Copy, exactly and only, the lines from the one with "Write the React" up to and including the one with "red: '#e2b4b4', grey: '#e3e3e3'", leaving pictures out.
### Input material ###
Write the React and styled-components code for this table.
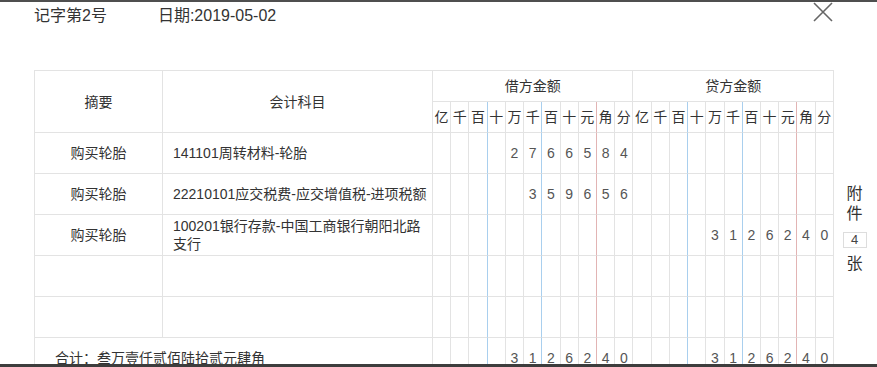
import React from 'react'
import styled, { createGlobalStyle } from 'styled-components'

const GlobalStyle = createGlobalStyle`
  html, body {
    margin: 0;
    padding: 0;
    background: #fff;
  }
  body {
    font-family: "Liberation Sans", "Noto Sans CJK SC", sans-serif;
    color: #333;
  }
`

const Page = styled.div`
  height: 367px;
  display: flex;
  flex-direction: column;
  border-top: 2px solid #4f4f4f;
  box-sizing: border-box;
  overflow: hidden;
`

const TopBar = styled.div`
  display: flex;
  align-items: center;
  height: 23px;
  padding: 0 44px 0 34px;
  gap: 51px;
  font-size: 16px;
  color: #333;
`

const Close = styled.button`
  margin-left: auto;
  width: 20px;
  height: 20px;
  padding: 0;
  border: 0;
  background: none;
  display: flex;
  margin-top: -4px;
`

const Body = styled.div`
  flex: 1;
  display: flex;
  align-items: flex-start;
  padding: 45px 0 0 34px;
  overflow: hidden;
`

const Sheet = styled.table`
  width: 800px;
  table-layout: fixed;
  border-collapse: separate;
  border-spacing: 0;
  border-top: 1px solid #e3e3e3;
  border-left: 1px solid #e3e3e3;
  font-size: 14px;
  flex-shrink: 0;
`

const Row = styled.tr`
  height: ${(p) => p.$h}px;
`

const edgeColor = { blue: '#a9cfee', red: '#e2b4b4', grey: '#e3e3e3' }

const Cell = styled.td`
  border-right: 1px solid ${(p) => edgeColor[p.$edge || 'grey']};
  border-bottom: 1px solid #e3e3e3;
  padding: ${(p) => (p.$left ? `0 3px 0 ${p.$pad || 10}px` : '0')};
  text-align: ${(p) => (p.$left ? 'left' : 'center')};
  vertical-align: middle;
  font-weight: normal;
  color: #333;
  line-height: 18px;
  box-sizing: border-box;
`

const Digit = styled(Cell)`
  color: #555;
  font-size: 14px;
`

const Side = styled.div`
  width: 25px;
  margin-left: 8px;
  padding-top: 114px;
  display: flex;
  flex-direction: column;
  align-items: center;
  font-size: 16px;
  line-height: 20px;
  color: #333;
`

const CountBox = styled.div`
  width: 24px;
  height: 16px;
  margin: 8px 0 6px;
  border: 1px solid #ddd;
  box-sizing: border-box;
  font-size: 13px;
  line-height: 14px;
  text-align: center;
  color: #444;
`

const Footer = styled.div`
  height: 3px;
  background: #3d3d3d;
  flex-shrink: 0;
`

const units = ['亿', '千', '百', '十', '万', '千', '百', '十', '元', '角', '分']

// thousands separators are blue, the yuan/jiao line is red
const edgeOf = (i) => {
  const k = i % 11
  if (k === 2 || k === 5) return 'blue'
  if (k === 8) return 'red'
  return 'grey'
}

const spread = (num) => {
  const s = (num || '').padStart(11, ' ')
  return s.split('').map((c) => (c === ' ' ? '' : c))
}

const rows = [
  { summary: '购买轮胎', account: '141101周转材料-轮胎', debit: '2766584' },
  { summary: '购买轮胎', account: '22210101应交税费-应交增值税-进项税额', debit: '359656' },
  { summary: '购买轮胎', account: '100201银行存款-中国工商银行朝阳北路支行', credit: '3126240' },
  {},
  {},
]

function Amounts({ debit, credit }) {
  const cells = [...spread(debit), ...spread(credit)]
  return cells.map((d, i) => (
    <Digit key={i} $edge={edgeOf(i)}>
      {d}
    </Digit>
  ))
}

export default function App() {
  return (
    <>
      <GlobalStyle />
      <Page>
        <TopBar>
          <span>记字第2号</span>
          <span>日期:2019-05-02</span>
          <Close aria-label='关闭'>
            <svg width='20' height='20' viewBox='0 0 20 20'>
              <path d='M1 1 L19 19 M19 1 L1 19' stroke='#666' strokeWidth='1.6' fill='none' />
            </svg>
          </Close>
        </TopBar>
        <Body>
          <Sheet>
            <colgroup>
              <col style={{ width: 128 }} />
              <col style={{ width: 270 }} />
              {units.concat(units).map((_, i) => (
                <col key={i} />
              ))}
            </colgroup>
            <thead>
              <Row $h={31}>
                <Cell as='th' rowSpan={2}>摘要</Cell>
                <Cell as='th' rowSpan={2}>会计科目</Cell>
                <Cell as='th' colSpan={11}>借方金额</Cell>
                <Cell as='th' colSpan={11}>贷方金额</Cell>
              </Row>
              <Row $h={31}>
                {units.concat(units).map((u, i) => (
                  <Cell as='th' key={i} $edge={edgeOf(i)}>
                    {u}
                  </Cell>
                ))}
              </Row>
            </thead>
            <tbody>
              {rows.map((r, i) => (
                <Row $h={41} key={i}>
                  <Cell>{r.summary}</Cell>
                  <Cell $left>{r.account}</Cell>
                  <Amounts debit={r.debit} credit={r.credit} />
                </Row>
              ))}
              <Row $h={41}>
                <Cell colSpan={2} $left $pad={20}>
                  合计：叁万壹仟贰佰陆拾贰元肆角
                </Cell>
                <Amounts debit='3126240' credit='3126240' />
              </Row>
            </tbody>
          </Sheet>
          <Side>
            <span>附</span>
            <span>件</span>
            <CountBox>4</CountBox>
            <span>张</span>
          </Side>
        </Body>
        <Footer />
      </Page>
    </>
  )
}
###
### Input material ###
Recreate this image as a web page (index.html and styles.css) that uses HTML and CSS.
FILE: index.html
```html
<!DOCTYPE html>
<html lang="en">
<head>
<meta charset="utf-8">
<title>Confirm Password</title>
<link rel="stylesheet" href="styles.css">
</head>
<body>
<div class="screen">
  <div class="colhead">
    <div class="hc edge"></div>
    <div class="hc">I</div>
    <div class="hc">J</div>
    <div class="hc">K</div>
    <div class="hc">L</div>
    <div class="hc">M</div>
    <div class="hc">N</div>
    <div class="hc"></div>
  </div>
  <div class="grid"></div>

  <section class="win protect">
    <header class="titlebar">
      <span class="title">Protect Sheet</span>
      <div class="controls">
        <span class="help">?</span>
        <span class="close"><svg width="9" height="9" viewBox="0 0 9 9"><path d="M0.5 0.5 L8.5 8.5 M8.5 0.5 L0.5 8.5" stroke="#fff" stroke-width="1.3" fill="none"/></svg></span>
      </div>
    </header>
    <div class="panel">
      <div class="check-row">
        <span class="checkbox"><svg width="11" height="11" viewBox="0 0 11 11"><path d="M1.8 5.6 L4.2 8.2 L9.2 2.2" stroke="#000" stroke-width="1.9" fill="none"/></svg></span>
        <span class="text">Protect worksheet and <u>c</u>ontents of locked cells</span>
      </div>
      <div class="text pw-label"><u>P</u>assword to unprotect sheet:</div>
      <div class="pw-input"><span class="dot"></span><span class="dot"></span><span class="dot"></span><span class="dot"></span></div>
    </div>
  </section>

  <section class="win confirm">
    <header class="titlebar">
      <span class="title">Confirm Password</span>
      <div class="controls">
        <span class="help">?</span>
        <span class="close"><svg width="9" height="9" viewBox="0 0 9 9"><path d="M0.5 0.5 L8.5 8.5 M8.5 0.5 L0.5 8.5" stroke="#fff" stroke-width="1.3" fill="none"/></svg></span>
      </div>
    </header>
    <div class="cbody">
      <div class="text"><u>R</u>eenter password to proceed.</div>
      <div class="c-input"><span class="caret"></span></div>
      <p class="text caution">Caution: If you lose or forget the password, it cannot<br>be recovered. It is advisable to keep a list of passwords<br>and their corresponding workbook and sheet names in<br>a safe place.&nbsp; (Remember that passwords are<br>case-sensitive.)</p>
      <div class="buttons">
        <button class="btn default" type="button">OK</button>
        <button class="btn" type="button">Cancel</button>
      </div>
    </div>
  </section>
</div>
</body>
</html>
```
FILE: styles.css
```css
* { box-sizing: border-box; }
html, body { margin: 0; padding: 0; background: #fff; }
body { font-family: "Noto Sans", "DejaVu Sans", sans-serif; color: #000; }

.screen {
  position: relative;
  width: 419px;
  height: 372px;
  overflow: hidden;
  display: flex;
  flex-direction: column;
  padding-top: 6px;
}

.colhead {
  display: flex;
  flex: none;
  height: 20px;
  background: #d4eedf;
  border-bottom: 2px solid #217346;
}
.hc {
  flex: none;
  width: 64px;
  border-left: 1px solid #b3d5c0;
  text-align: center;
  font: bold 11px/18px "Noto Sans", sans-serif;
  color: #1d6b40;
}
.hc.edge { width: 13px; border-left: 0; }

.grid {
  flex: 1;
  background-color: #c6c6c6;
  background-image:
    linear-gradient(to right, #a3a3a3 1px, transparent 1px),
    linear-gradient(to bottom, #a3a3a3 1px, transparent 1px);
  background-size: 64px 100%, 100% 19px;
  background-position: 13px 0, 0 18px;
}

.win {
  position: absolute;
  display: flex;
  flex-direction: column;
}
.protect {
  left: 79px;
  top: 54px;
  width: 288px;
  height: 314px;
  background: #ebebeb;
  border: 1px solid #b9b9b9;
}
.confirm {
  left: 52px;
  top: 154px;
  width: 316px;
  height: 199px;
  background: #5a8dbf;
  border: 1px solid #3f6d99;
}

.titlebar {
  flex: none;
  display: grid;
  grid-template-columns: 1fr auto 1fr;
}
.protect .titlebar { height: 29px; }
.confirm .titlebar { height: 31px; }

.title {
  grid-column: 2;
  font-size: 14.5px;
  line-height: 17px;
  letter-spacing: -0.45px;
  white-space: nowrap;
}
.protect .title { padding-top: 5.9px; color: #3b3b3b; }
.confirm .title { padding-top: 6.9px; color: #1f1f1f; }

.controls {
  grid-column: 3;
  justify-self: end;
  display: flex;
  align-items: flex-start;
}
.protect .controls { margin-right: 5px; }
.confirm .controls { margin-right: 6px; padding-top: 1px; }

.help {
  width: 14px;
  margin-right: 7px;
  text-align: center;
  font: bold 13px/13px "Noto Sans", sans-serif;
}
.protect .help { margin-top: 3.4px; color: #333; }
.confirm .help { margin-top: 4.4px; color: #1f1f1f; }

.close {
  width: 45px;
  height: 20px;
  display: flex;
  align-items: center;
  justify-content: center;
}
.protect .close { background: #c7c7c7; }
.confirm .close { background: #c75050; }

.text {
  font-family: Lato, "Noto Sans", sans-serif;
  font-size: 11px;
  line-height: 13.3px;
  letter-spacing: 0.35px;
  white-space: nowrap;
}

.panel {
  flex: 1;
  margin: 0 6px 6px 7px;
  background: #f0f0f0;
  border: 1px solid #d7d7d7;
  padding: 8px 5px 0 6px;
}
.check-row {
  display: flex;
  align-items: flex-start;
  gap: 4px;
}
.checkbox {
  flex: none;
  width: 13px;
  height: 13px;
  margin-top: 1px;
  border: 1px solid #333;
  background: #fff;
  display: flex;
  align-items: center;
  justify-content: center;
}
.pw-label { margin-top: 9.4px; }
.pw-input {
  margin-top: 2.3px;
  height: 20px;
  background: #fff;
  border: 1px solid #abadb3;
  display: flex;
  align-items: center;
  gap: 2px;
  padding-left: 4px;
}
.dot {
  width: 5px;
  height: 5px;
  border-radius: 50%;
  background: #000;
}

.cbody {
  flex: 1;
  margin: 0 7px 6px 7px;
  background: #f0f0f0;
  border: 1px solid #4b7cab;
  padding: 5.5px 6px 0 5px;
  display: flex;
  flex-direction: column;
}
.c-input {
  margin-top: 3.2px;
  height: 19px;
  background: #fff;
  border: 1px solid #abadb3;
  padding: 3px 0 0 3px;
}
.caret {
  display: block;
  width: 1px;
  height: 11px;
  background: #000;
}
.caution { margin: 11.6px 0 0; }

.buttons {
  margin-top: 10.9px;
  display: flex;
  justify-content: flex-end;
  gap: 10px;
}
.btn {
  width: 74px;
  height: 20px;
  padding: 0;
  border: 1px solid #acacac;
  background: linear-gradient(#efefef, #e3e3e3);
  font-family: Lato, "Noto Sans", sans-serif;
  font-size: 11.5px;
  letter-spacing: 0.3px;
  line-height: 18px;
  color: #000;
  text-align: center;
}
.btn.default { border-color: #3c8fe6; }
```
###
**Exercise solution**
Write the React and styled-components code for this table.
import React from 'react'
import styled, { createGlobalStyle } from 'styled-components'

const GlobalStyle = createGlobalStyle`
  html, body {
    margin: 0;
    padding: 0;
    background: #fff;
  }
  body {
    font-family: "Liberation Sans", "Noto Sans CJK SC", sans-serif;
    color: #333;
  }
`

const Page = styled.div`
  height: 367px;
  display: flex;
  flex-direction: column;
  border-top: 2px solid #4f4f4f;
  box-sizing: border-box;
  overflow: hidden;
`

const TopBar = styled.div`
  display: flex;
  align-items: center;
  height: 23px;
  padding: 0 44px 0 34px;
  gap: 51px;
  font-size: 16px;
  color: #333;
`

const Close = styled.button`
  margin-left: auto;
  width: 20px;
  height: 20px;
  padding: 0;
  border: 0;
  background: none;
  display: flex;
  margin-top: -4px;
`

const Body = styled.div`
  flex: 1;
  display: flex;
  align-items: flex-start;
  padding: 45px 0 0 34px;
  overflow: hidden;
`

const Sheet = styled.table`
  width: 800px;
  table-layout: fixed;
  border-collapse: separate;
  border-spacing: 0;
  border-top: 1px solid #e3e3e3;
  border-left: 1px solid #e3e3e3;
  font-size: 14px;
  flex-shrink: 0;
`

const Row = styled.tr`
  height: ${(p) => p.$h}px;
`

const edgeColor = { blue: '#a9cfee', red: '#e2b4b4', grey: '#e3e3e3' }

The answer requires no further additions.